**Source excerpt**
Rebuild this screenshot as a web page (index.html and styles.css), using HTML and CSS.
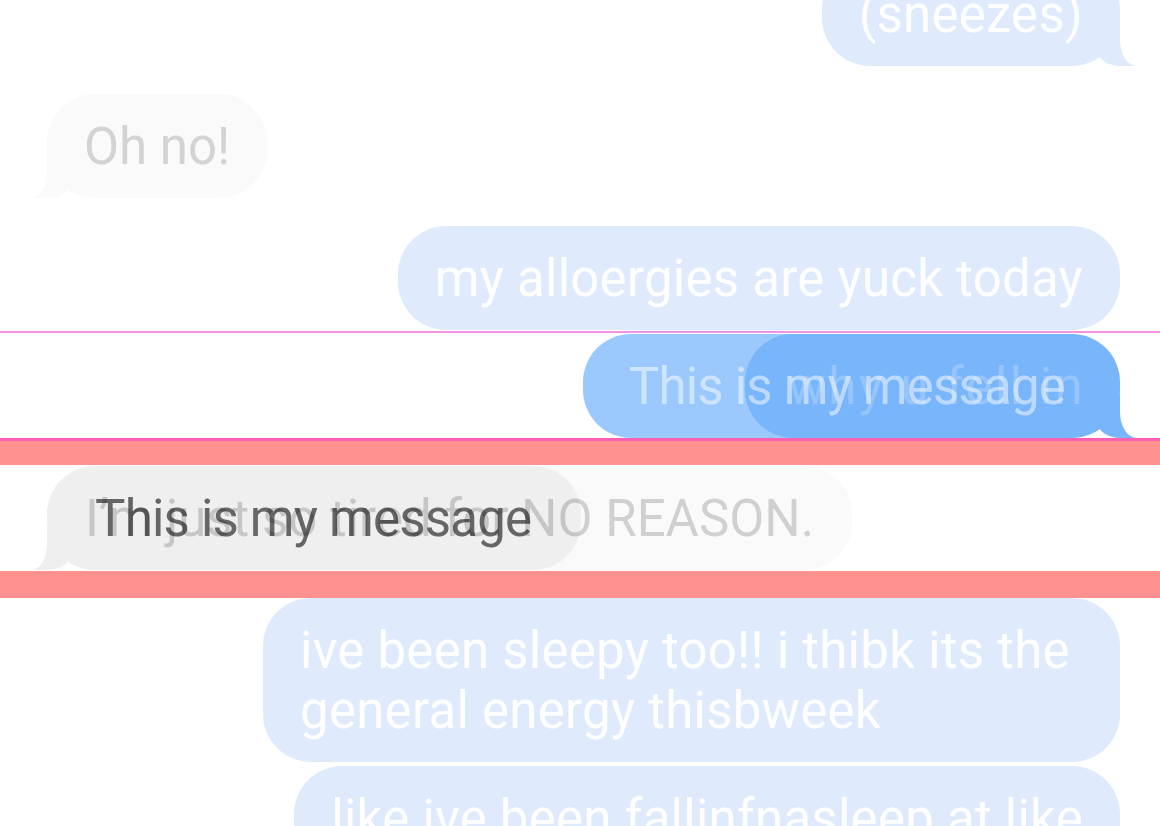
FILE: index.html
```html
<!DOCTYPE html>
<html lang="en">
<head>
<meta charset="utf-8">
<title>Messages</title>
<link rel="stylesheet" href="styles.css">
</head>
<body>
<div class="thread">
  <div class="row sent"><div class="bubble pale tail-right">(sneezes)</div></div>
  <div class="row recv gap"><div class="bubble ghost tail-left">Oh no!</div></div>
  <div class="row sent gap"><div class="bubble pale">my alloergies are yuck today</div></div>

  <div class="guide guide-top"></div>
  <div class="stack stack-sent">
    <div class="bubble sky sky-base">This is my message</div>
    <div class="bubble azure tail-right">why u fell in</div>
    <div class="bubble sky sky-text">This is my message</div>
  </div>
  <div class="guide guide-bottom"></div>
  <div class="band band-top"></div>

  <div class="stack stack-recv">
    <div class="bubble ghost ghost-base">I’m just so tired for NO REASON.</div>
    <div class="bubble silver tail-left">This is my message</div>
    <div class="bubble ghost ghost-text">I’m just so tired for NO REASON.</div>
  </div>
  <div class="band band-bottom"></div>

  <div class="row sent"><div class="bubble pale">ive been sleepy too!! i thibk its the general energy thisbweek</div></div>
  <div class="row sent tight"><div class="bubble pale">like ive been fallinfnasleep at like</div></div>
</div>
</body>
</html>
```

FILE: styles.css
```css
html, body {
  margin: 0;
  padding: 0;
  background: #ffffff;
  overflow: hidden;
}

body {
  font-family: Roboto, "Noto Sans", sans-serif;
  width: 1160px;
  height: 826px;
}

.thread {
  display: flex;
  flex-direction: column;
  margin-top: -38px;
  padding: 0 40px 0 47px;
}

.row {
  display: flex;
}

.row.sent {
  justify-content: flex-end;
}

.row.recv {
  justify-content: flex-start;
}

.row.gap {
  margin-top: 28px;
}

.row.tight {
  margin-top: 4px;
}

.bubble {
  position: relative;
  box-sizing: border-box;
  max-width: 857px;
  padding: 23px 37px 21px;
  border-radius: 48px;
  font-size: 51px;
  line-height: 60px;
  white-space: normal;
}

/* colour variants */
.pale {
  background: #dfeafc;
  color: #ffffff;
  letter-spacing: 0.25px;
}

.ghost {
  background: #fafafa;
  color: #d3d3d3;
}

.sky {
  background: #9bc9fd;
  color: rgba(255, 255, 255, 0.5);
  letter-spacing: -0.8px;
}

.azure {
  background: #78b5fb;
  color: rgba(255, 255, 255, 0.22);
  letter-spacing: 2.4px;
}

.silver {
  background: #efefef;
  color: #666666;
  letter-spacing: -0.8px;
}

/* tails */
.tail-right::before {
  content: "";
  position: absolute;
  right: -17px;
  bottom: 0;
  width: 40px;
  height: 44px;
  background: inherit;
  border-bottom-left-radius: 24px 16px;
}

.tail-right::after {
  content: "";
  position: absolute;
  right: -23px;
  bottom: 0;
  width: 23px;
  height: 50px;
  background: #ffffff;
  border-bottom-left-radius: 17px 26px;
}

.tail-left::before {
  content: "";
  position: absolute;
  left: -16px;
  bottom: 0;
  width: 40px;
  height: 44px;
  background: inherit;
  border-bottom-right-radius: 24px 16px;
}

.tail-left::after {
  content: "";
  position: absolute;
  left: -23px;
  bottom: 0;
  width: 23px;
  height: 50px;
  background: #ffffff;
  border-bottom-right-radius: 16px 26px;
}

/* debug guides */
.guide-top {
  height: 2px;
  margin: 1px -40px 0 -47px;
  background: #f792e2;
}

.guide-bottom {
  height: 3px;
  margin: 0 -40px 0 -47px;
  background: #fb5fb2;
}

.band {
  margin: 0 -40px 0 -47px;
  background: #ff9290;
}

.band-top {
  height: 24px;
}

.band-bottom {
  height: 27px;
}

/* overlapping stacks */
.stack {
  display: grid;
}

.stack > .bubble {
  grid-area: 1 / 1;
}

.stack-sent {
  justify-items: end;
  padding-top: 1px;
}

.stack-recv {
  justify-items: start;
  padding: 1px 0 1px;
}

.sky-base {
  color: transparent;
  padding: 23px 46px 21px;
  margin-right: 9px;
}

.sky-text {
  background: transparent;
  padding: 23px 46px 21px;
  margin-right: 9px;
}

.azure {
  padding: 23px 35px 21px 43px;
}

.ghost-base {
  color: transparent;
  padding: 23px 38px 21px;
}

.ghost-text {
  background: transparent;
  color: rgba(0, 0, 0, 0.17);
  padding: 23px 38px 21px;
}

.silver {
  padding: 23px 50px 21px 48px;
}
```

**Task requirements**
Go through the data and count each line that has the word "index", then give the total alone.

**Answer for the task**
2